City controller: Soda tax shortfalls 'creating a multi-million dollar burden' on Philadelphia

An alarming pattern of early revenue shortfalls from Philadelphia's sugar-sweetened beverage tax could be "creating a multi-million dollar burden," outgoing city controller Alan Butkovitz wrote Tuesday in a letter to finance director Rob Dubow.

Focus on the 1.5-cents-per-ounce tax, applied in Philadelphia at the start of 2017, has picked up in recent weeks after the city's April revenue sunk to $6.5 million, a 7 percent drop-off from a high of $7 million in March. To date, Philadelphia has collected $25.6 million in soda tax revenue, $5.2 million below its initial projection.

Hitting the city's original projection of $46 million by June 30 would require the collection of more than $20 million in May and June, an improbable scenario that Butkovitz warns is reminiscent of the School District of Philadelphia's cigarette tax.

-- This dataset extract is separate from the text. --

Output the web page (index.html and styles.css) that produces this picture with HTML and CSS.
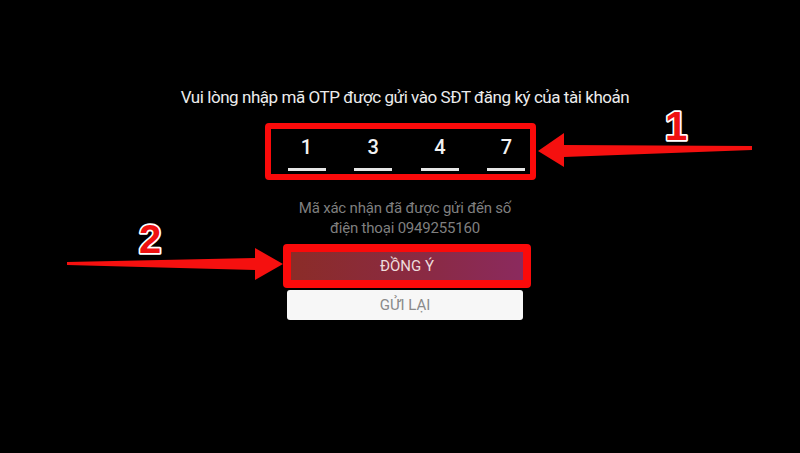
FILE: index.html
```html
<!DOCTYPE html>
<html lang="vi">
<head>
<meta charset="utf-8">
<title>OTP</title>
<link rel="stylesheet" href="styles.css">
</head>
<body>
<main class="screen">
  <p class="title">Vui lòng nhập mã OTP được gửi vào SĐT đăng ký của tài khoản</p>
  <div class="highlight otp-box">
    <div class="otp">
      <div class="cell"><span class="digit">1</span><span class="line"></span></div>
      <div class="cell"><span class="digit">3</span><span class="line"></span></div>
      <div class="cell"><span class="digit">4</span><span class="line"></span></div>
      <div class="cell"><span class="digit">7</span><span class="line"></span></div>
    </div>
  </div>
  <p class="note">Mã xác nhận đã được gửi đến số<br>điện thoại 0949255160</p>
  <div class="highlight btn-box">
    <button class="btn btn-primary">ĐỒNG Ý</button>
  </div>
  <button class="btn btn-secondary">GỬI LẠI</button>

  <svg class="annotations" width="800" height="453" viewBox="0 0 800 453">
    <polygon class="arrow" points="752,146 564,145 564,133 538,151 564,167 564,157 752,150"/>
    <polygon class="arrow" points="67,262 255,258 255,248 283,264 255,280 255,270 67,265"/>
    <text class="badge" x="676" y="140">1</text>
    <text class="badge" x="150" y="253">2</text>
  </svg>
</main>
</body>
</html>
```
FILE: styles.css
```css
html, body {
  margin: 0;
  padding: 0;
  background: #000;
}
.screen {
  position: relative;
  width: 800px;
  height: 453px;
  box-sizing: border-box;
  padding: 87px 0 0 10px;
  display: flex;
  flex-direction: column;
  align-items: center;
  font-family: Roboto, "Noto Sans", sans-serif;
  overflow: hidden;
}
.title {
  margin: 0;
  font-size: 17px;
  line-height: 20px;
  color: #ececec;
  letter-spacing: -0.45px;
}
.highlight {
  border: 6px solid #fb0a0a;
  border-radius: 4px;
}
.otp-box {
  margin: 16px 10px 0 0;
  width: 259px;
  box-sizing: content-box;
}
.otp {
  display: grid;
  grid-template-columns: repeat(4, 38px);
  column-gap: 28.67px;
  padding: 6px 4px 3px 17px;
}
.cell {
  display: flex;
  flex-direction: column;
  align-items: center;
}
.digit {
  font-size: 20px;
  line-height: 24px;
  font-weight: 500;
  color: #f2f2f2;
}
.line {
  margin-top: 9px;
  width: 38px;
  height: 3px;
  background: #e6e6e6;
}
.note {
  margin: 18px 0 0;
  font-size: 15px;
  line-height: 20px;
  color: #7f7f7f;
  text-align: center;
  letter-spacing: -0.2px;
}
.btn-box {
  margin: 6px 0 0 4px;
  border-width: 8px;
  border-radius: 4px;
}
.btn {
  display: flex;
  align-items: center;
  justify-content: center;
  border: 0;
  margin: 0;
  padding: 0;
  font-family: Roboto, "Noto Sans", sans-serif;
  font-size: 15px;
}
.btn-primary {
  width: 232px;
  height: 28px;
  background: linear-gradient(90deg, #8b2c28 0%, #8a2a45 60%, #8b2a5e 100%);
  color: #eddcdc;
}
.btn-secondary {
  margin-top: 2px;
  width: 236px;
  height: 30px;
  border-radius: 3px;
  background: #f7f7f7;
  color: #8a8a8a;
}
.annotations {
  position: absolute;
  left: 0;
  top: 0;
  pointer-events: none;
}
.arrow {
  fill: #f5100f;
}
.badge {
  font-family: "Liberation Sans", Arial, sans-serif;
  font-weight: 700;
  font-size: 40px;
  text-anchor: middle;
  fill: #ee1111;
  stroke: #ffffff;
  stroke-width: 3.5px;
  paint-order: stroke;
  stroke-linejoin: round;
}
```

"The City appears to be creating a short-term and long-term deficit through the Beverage Tax by not budgeting with true and accurate collection figures," Butkovitz wrote to Dubow. "The School District of Philadelphia encountered a similar problem when it implemented the cigarette tax. Initially, the school district budgeted $80 million in the first year. Unfortunately, it never reached that figure and has been on a steady decline since, generating less than $50 million in the current year."

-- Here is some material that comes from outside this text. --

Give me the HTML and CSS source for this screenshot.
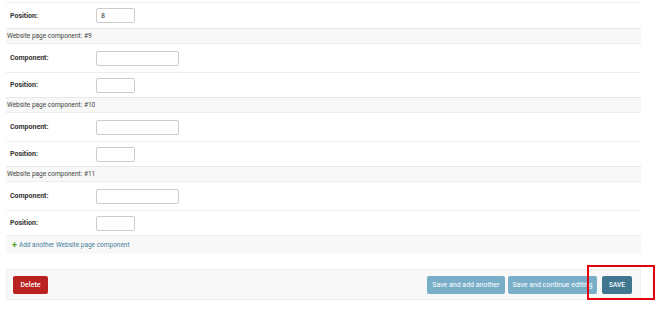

Part of the problem, Butkovitz said, is that the city lowered its initial projections for the first two months of the year. That revision made the $5.7 million collected in January, for example, appear to be double the projected $2.3 million for that month.

“Lowering the projections for the first two months and not reflecting those revised figures in the annual projection ultimately created a deficit that the city now has to realize,” Butkovitz said. “These shortfalls are potentially creating a multi-million dollar burden on the city in order to pay for programs and initiatives like Pre-K and Rebuild."

While the tax has yet to hit its monthly projection of $7.7 million, the Kenney administration has said revenue collection is subject to seasonal changes, variations in due dates and fluctuations typical of any new tax.

Touted as a way to fund universal pre-K, community schools and the revitalization of Philadelphia's parks and recreation centers, the soda tax drew immediate protests and criticism from the beverage industry and distributors who claim the levy harms workers and lower-income residents in Philadelphia.

“Today’s news show once again that this tax is not a sustainable source of revenue for the city," said Dave McCorkle, president and CEO of the Pennsylvania Food Merchants Association, in a statement released Tuesday afternoon. "Reality is finally catching up with the mayor’s inflated projections. The city has yet to achieve its full collections target and is once again moving the goalposts. This latest move by the administration highlights the undeniable flaws in a failed tax that is costing jobs, raising prices for working families and hurting local business."

Lobbyists who oppose the tax continue to challenge its constitutionality in court, where a Philadelphia judge upheld the measure in December. A panel of Commonwealth Court judges heard arguments about its legality in April but have yet to announce their ruling on the appeal. 

Philadelphia has averaged about $6.4 million a month in revenue since the tax was implemented, Butkovitz noted. Over the course of a year, that would generate $76.8 million, well short of the $91 million annual figure the city projected and has thus far maintained as the goal.

To ensure transparency, Butkovitz has requested that the city provide his office with the latest revenue projections—both the current fiscal year and the five-year budget plan—to demonstrate the tax's ability to meet future funding goals for the programs associated with its passage.